─── DATASET CONTENT

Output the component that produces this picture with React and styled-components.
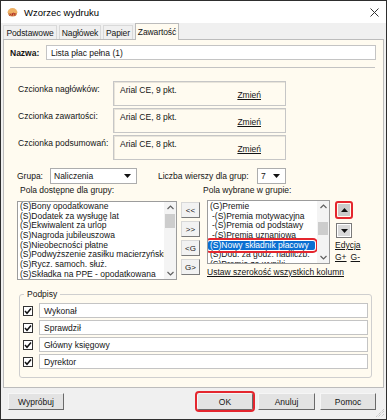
import React from 'react'
import styled, { createGlobalStyle } from 'styled-components'

const tabs = [
    { label: 'Podstawowe', w: 54 },
    { label: 'Nagłówek', w: 42 },
    { label: 'Papier', w: 30 },
    { label: 'Zawartość', w: 44, active: true },
]

const leftItems = [
    '(S)Bony opodatkowane',
    '(S)Dodatek za wysługę lat',
    '(S)Ekwiwalent za urlop',
    '(S)Nagroda jubileuszowa',
    '(S)Nieobecności płatne',
    '(S)Podwyższenie zasiłku macierzyńskiego',
    '(S)Rycz. samoch. służ.',
    '(S)Składka na PPE - opodatkowana',
]

const rightItems = [
    { text: '(G)Premie' },
    { text: '-(S)Premia motywacyjna', indent: true },
    { text: '-(S)Premia od podstawy', indent: true },
    { text: '-(S)Premia uznaniowa', indent: true },
    { text: '(S)Nowy składnik płacowy', selected: true },
    { text: '(S)Dod. za godz. nadliczb.' },
    { text: '(S)Premia za wyniki' },
]

const fonts = [
    { label: 'Czcionka nagłówków:', value: 'Arial CE, 9 pkt.' },
    { label: 'Czcionka zawartości:', value: 'Arial CE, 8 pkt.' },
    { label: 'Czcionka podsumowań:', value: 'Arial CE, 8 pkt.' },
]

const signatures = ['Wykonał', 'Sprawdził', 'Główny księgowy', 'Dyrektor']

const ChevronUp = () => (
    <svg width="7" height="5" viewBox="0 0 7 5">
        <polyline points="0.5,4 3.5,1 6.5,4" fill="none" stroke="#606060" strokeWidth="1.2" />
    </svg>
)

const ChevronDown = () => (
    <svg width="7" height="5" viewBox="0 0 7 5">
        <polyline points="0.5,1 3.5,4 6.5,1" fill="none" stroke="#606060" strokeWidth="1.2" />
    </svg>
)

const DropTriangle = () => (
    <svg width="7" height="4" viewBox="0 0 7 4">
        <polygon points="0,0 7,0 3.5,4" fill="#111" />
    </svg>
)

function Scroll({ top, size }) {
    return (
        <ScrollBar>
            <ArrowBox><ChevronUp /></ArrowBox>
            <Thumb $top={top} $size={size} />
            <Spacer />
            <ArrowBox><ChevronDown /></ArrowBox>
        </ScrollBar>
    )
}

export default function App() {
    return (
        <Window>
            <GlobalStyle />

            <TitleBar>
                <svg width="11" height="11" viewBox="0 0 11 11">
                    <path d="M0.5 6 A5 5 0 0 1 10.5 6 Z" fill="#eeb064" />
                    <path d="M1 6 h9 a4.5 3.5 0 0 1 -9 0 Z" fill="#d38a4a" />
                    <path d="M2.5 8.5 q1 -2.5 2 0 M5.5 8.5 v-2 q1 -0.6 1.6 0 M7.8 6 v2.6" fill="none" stroke="#b3282a" strokeWidth="1" />
                </svg>
                <Title>Wzorzec wydruku</Title>
                <Close>
                    <svg width="9" height="9" viewBox="0 0 9 9">
                        <path d="M0.5 0.5 L8.5 8.5 M8.5 0.5 L0.5 8.5" stroke="#333" strokeWidth="1" />
                    </svg>
                </Close>
            </TitleBar>

            <TabStrip>
                {tabs.map(t => (
                    <Tab key={t.label} $w={t.w} $active={t.active}>{t.label}</Tab>
                ))}
            </TabStrip>

            <Panel>
                <NameRow>
                    <NameLabel>Nazwa:</NameLabel>
                    <TextField $w={330}>Lista płac pełna (1)</TextField>
                </NameRow>

                <Divider />

                <FontList>
                    {fonts.map(f => (
                        <FontRow key={f.label}>
                            <FontLabel>{f.label}</FontLabel>
                            <FontBox>
                                <span>{f.value}</span>
                                <Link $pr={24}>Zmień</Link>
                            </FontBox>
                        </FontRow>
                    ))}
                </FontList>

                <GroupRow>
                    <GroupLabel>Grupa:</GroupLabel>
                    <Select $w={87}>
                        <span>Naliczenia</span>
                        <DropTriangle />
                    </Select>
                    <RowsLabel>Liczba wierszy dla grup:</RowsLabel>
                    <Select $w={29}>
                        <span>7</span>
                        <DropTriangle />
                    </Select>
                </GroupRow>

                <CaptionRow>
                    <Caption $w={183}>Pola dostępne dla grupy:</Caption>
                    <Caption>Pola wybrane w grupie:</Caption>
                </CaptionRow>

                <ListsRow>
                    <ListBox $w={160} $h={79} $mt={1}>
                        <Items $pt={0}>
                            {leftItems.map(t => <Item key={t}>{t}</Item>)}
                        </Items>
                        <Scroll top={1} size={14} />
                    </ListBox>

                    <MoveColumn>
                        <SmallButton>&lt;&lt;</SmallButton>
                        <SmallButton>&gt;&gt;</SmallButton>
                        <SmallButton>&lt;G</SmallButton>
                        <SmallButton>G&gt;</SmallButton>
                    </MoveColumn>

                    <SelectedColumn>
                        <ListBox $w={123} $h={64}>
                            <Items $pt={1}>
                                {rightItems.map(i => (
                                    <Item key={i.text} $indent={i.indent} $selected={i.selected}>{i.text}</Item>
                                ))}
                            </Items>
                            <Scroll top={10} size={13} />
                        </ListBox>
                        <WideLink>Ustaw szerokość wszystkich kolumn</WideLink>
                    </SelectedColumn>

                    <OrderColumn>
                        <UpButton>
                            <UpInner>
                                <svg width="7" height="4" viewBox="0 0 7 4">
                                    <polygon points="0,4 7,4 3.5,0" fill="#111" />
                                </svg>
                            </UpInner>
                        </UpButton>
                        <DownButton>
                            <DropTriangle />
                        </DownButton>
                        <Link $mt={2}>Edycja</Link>
                        <LinkPair>
                            <Link>G+</Link>
                            <Link>G-</Link>
                        </LinkPair>
                    </OrderColumn>
                </ListsRow>

                <Fieldset>
                    <Legend>Podpisy</Legend>
                    {signatures.map(s => (
                        <SignRow key={s}>
                            <CheckBox>
                                <svg width="8" height="8" viewBox="0 0 8 8">
                                    <path d="M1 4 L3 6.3 L7 1.5" fill="none" stroke="#111" strokeWidth="1.5" />
                                </svg>
                            </CheckBox>
                            <TextField $w={329}>{s}</TextField>
                        </SignRow>
                    ))}
                </Fieldset>
            </Panel>

            <Footer>
                <Button>Wypróbuj</Button>
                <Button $w={56} $marked $push>OK</Button>
                <Button $w={57}>Anuluj</Button>
                <Button $w={56}>Pomoc</Button>
                <Grip>
                    <svg width="9" height="9" viewBox="0 0 9 9">
                        <path d="M8 2 L2 8 M8 5 L5 8 M8 0 L0 8" stroke="#b5b5b5" strokeWidth="1" strokeDasharray="1 1" />
                    </svg>
                </Grip>
            </Footer>
        </Window>
    )
}

// Styled Components

const GlobalStyle = createGlobalStyle`
body {
    margin: 0;
    background: #fff;
    font-family: "Liberation Sans", Arial, sans-serif;
}
`

const Window = styled.div`
width: 387px;
height: 420px;
box-sizing: border-box;
border: 1px solid #2e2e2e;
background: #f0f0f0;
display: flex;
flex-direction: column;
font-size: 8.5px;
color: #141414;
position: relative;
overflow: hidden;
`

const TitleBar = styled.div`
height: 22px;
flex-shrink: 0;
background: #fff;
display: flex;
align-items: center;
padding-left: 6px;
`

const Title = styled.span`
margin-left: 6px;
font-size: 9.5px;
color: #000;
`

const Close = styled.span`
margin-left: auto;
margin-right: 7px;
display: flex;
`

const TabStrip = styled.div`
height: 16px;
flex-shrink: 0;
display: flex;
align-items: flex-end;
gap: 2px;
padding-left: 2px;
`

const Tab = styled.div`
position: relative;
z-index: 1;
box-sizing: border-box;
width: ${p => p.$w}px;
height: ${p => p.$active ? 17 : 14}px;
margin-bottom: ${p => p.$active ? -1 : 0}px;
letter-spacing: -0.1px;
white-space: nowrap;
display: flex;
align-items: center;
justify-content: center;
border: 1px solid ${p => p.$active ? '#bcbcbc' : '#d9d9d9'};
border-bottom: none;
background: ${p => p.$active ? '#fffbf0' : '#f0f0f0'};
`

const Panel = styled.div`
flex: 1;
min-height: 0;
margin: 0 2px;
border: 1px solid #bcbcbc;
background: #fffbf0;
display: flex;
flex-direction: column;
`

const NameRow = styled.div`
display: flex;
align-items: center;
margin-top: 5px;
padding-left: 6px;
`

const NameLabel = styled.span`
width: 36px;
font-weight: bold;
`

const TextField = styled.div`
width: ${p => p.$w}px;
height: 15px;
box-sizing: border-box;
border: 1px solid #c4c4c4;
background: #fff;
padding-left: 4px;
display: flex;
align-items: center;
white-space: nowrap;
`

const Divider = styled.div`
margin: 7px 0 0 6px;
width: 365px;
border-top: 1px solid #c3c3c3;
`

const FontList = styled.div`
display: flex;
flex-direction: column;
gap: 2px;
margin-top: 13px;
padding-left: 14px;
`

const FontRow = styled.div`
display: flex;
`

const FontLabel = styled.span`
width: 95px;
padding-top: 3px;
line-height: 10px;
`

const FontBox = styled.div`
width: 173px;
height: 25px;
box-sizing: border-box;
border: 1px solid #c6c6c6;
box-shadow: inset 1px 1px 0 #e8e4da;
padding: 3px 0 0 6px;
line-height: 10px;
display: flex;
justify-content: space-between;
align-items: flex-start;
`

const Link = styled.span`
text-decoration: underline;
line-height: 10px;
padding-right: ${p => p.$pr || 0}px;
margin-top: ${p => p.$mt || 0}px;
align-self: ${p => p.$pr ? 'center' : 'auto'};
white-space: nowrap;
`

const GroupRow = styled.div`
display: flex;
align-items: center;
height: 16px;
margin-top: 8px;
padding-left: 13px;
`

const GroupLabel = styled.span`
width: 33px;
`

const RowsLabel = styled.span`
width: 99px;
margin-left: 21px;
white-space: nowrap;
`

const Select = styled.div`
width: ${p => p.$w}px;
height: 16px;
box-sizing: border-box;
border: 1px solid #adadad;
background: #fff;
display: flex;
align-items: center;
justify-content: space-between;
padding: 0 5px 0 3px;
`

const CaptionRow = styled.div`
display: flex;
height: 10px;
line-height: 10px;
margin-top: 1px;
padding-left: 16px;
`

const Caption = styled.span`
width: ${p => p.$w ? `${p.$w}px` : 'auto'};
white-space: nowrap;
`

const ListsRow = styled.div`
display: flex;
align-items: flex-start;
margin-top: 5px;
padding-left: 13px;
`

const ListBox = styled.div`
width: ${p => p.$w}px;
height: ${p => p.$h}px;
margin-top: ${p => p.$mt || 0}px;
box-sizing: border-box;
border: 1px solid #9c9c9c;
background: #fff;
display: flex;
`

const Items = styled.div`
flex: 1;
min-width: 0;
overflow: hidden;
padding: ${p => p.$pt}px 2px 0 0;
`

const Item = styled.div`
height: 9.7px;
line-height: 9.7px;
white-space: nowrap;
padding-left: ${p => p.$indent ? 4 : 2}px;
background: ${p => p.$selected ? '#0a6fd1' : 'transparent'};
color: ${p => p.$selected ? '#fff' : '#141414'};
outline: ${p => p.$selected ? '2px solid #e4262e' : 'none'};
outline-offset: 1px;
border-radius: ${p => p.$selected ? 2 : 0}px;
`

const ScrollBar = styled.div`
width: 12px;
background: #f4f4f4;
display: flex;
flex-direction: column;
align-items: center;
`

const ArrowBox = styled.div`
height: 11px;
display: flex;
align-items: center;
justify-content: center;
`

const Thumb = styled.div`
width: 10px;
height: ${p => p.$size}px;
margin-top: ${p => p.$top}px;
background: #cdcdcd;
`

const Spacer = styled.div`
flex: 1;
`

const MoveColumn = styled.div`
display: flex;
flex-direction: column;
gap: 3px;
margin: 2px 0 0 4px;
`

const SmallButton = styled.div`
width: 19px;
height: 16px;
box-sizing: border-box;
border: 1px solid;
border-color: #d8d8d8 #7a7a7a #7a7a7a #d8d8d8;
background: #f2f2f2;
display: flex;
align-items: center;
justify-content: center;
font-size: 8px;
`

const SelectedColumn = styled.div`
display: flex;
flex-direction: column;
margin-left: 7px;
`

const WideLink = styled.span`
margin-top: 3px;
line-height: 10px;
text-decoration: underline;
white-space: nowrap;
width: 123px;
`

const OrderColumn = styled.div`
display: flex;
flex-direction: column;
margin-left: 5px;
margin-top: 1px;
`

const UpButton = styled.div`
width: 18px;
height: 18px;
box-sizing: border-box;
border: 2px solid #e4262e;
border-radius: 3px;
padding: 1px;
`

const UpInner = styled.div`
height: 100%;
background: #c9c9c9;
display: flex;
align-items: center;
justify-content: center;
`

const DownButton = styled.div`
width: 16px;
height: 15px;
margin: 4px 0 0 1px;
box-sizing: border-box;
border: 1px solid #7a7a7a;
box-shadow: inset 0 0 0 1px #fff;
background: #d9d9d9;
display: flex;
align-items: center;
justify-content: center;
`

const LinkPair = styled.div`
display: flex;
gap: 4px;
margin-top: 2px;
`

const Fieldset = styled.fieldset`
width: 353px;
box-sizing: border-box;
margin: 9px 0 0 15px;
padding: 4px 3px 8px 3px;
border: 1px solid #cfcfcf;
border-radius: 3px;
display: flex;
flex-direction: column;
gap: 2px;
`

const Legend = styled.legend`
margin-left: 1px;
padding: 0 3px;
line-height: 10px;
`

const SignRow = styled.div`
display: flex;
align-items: center;
gap: 6px;
`

const CheckBox = styled.div`
width: 10px;
height: 10px;
box-sizing: border-box;
border: 1px solid #333;
background: #fff;
display: flex;
align-items: center;
justify-content: center;
`

const Footer = styled.div`
height: 31px;
flex-shrink: 0;
box-sizing: border-box;
display: flex;
align-items: flex-start;
gap: 5px;
padding: 5px 10px 0 7px;
position: relative;
`

const Button = styled.div`
width: ${p => p.$w || 56}px;
height: 17px;
box-sizing: border-box;
margin-left: ${p => p.$push ? 'auto' : '0'};
border: 1px solid;
border-color: #f6f6f6 #6a6a6a #6a6a6a #f6f6f6;
background: #e3e3e3;
display: flex;
align-items: center;
justify-content: center;
outline: ${p => p.$marked ? '2px solid #e4262e' : 'none'};
outline-offset: 0;
border-radius: ${p => p.$marked ? 2 : 0}px;
`

const Grip = styled.div`
position: absolute;
right: 1px;
bottom: 1px;
display: flex;
`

──────

Give again, word for word, every line from the top of the data above to the line holding "<GlobalStyle />", inclusive, with the pictures left out.

Output the component that produces this picture with React and styled-components.
import React from 'react'
import styled, { createGlobalStyle } from 'styled-components'

const tabs = [
    { label: 'Podstawowe', w: 54 },
    { label: 'Nagłówek', w: 42 },
    { label: 'Papier', w: 30 },
    { label: 'Zawartość', w: 44, active: true },
]

const leftItems = [
    '(S)Bony opodatkowane',
    '(S)Dodatek za wysługę lat',
    '(S)Ekwiwalent za urlop',
    '(S)Nagroda jubileuszowa',
    '(S)Nieobecności płatne',
    '(S)Podwyższenie zasiłku macierzyńskiego',
    '(S)Rycz. samoch. służ.',
    '(S)Składka na PPE - opodatkowana',
]

const rightItems = [
    { text: '(G)Premie' },
    { text: '-(S)Premia motywacyjna', indent: true },
    { text: '-(S)Premia od podstawy', indent: true },
    { text: '-(S)Premia uznaniowa', indent: true },
    { text: '(S)Nowy składnik płacowy', selected: true },
    { text: '(S)Dod. za godz. nadliczb.' },
    { text: '(S)Premia za wyniki' },
]

const fonts = [
    { label: 'Czcionka nagłówków:', value: 'Arial CE, 9 pkt.' },
    { label: 'Czcionka zawartości:', value: 'Arial CE, 8 pkt.' },
    { label: 'Czcionka podsumowań:', value: 'Arial CE, 8 pkt.' },
]

const signatures = ['Wykonał', 'Sprawdził', 'Główny księgowy', 'Dyrektor']

const ChevronUp = () => (
    <svg width="7" height="5" viewBox="0 0 7 5">
        <polyline points="0.5,4 3.5,1 6.5,4" fill="none" stroke="#606060" strokeWidth="1.2" />
    </svg>
)

const ChevronDown = () => (
    <svg width="7" height="5" viewBox="0 0 7 5">
        <polyline points="0.5,1 3.5,4 6.5,1" fill="none" stroke="#606060" strokeWidth="1.2" />
    </svg>
)

const DropTriangle = () => (
    <svg width="7" height="4" viewBox="0 0 7 4">
        <polygon points="0,0 7,0 3.5,4" fill="#111" />
    </svg>
)

function Scroll({ top, size }) {
    return (
        <ScrollBar>
            <ArrowBox><ChevronUp /></ArrowBox>
            <Thumb $top={top} $size={size} />
            <Spacer />
            <ArrowBox><ChevronDown /></ArrowBox>
        </ScrollBar>
    )
}

export default function App() {
    return (
        <Window>
            <GlobalStyle />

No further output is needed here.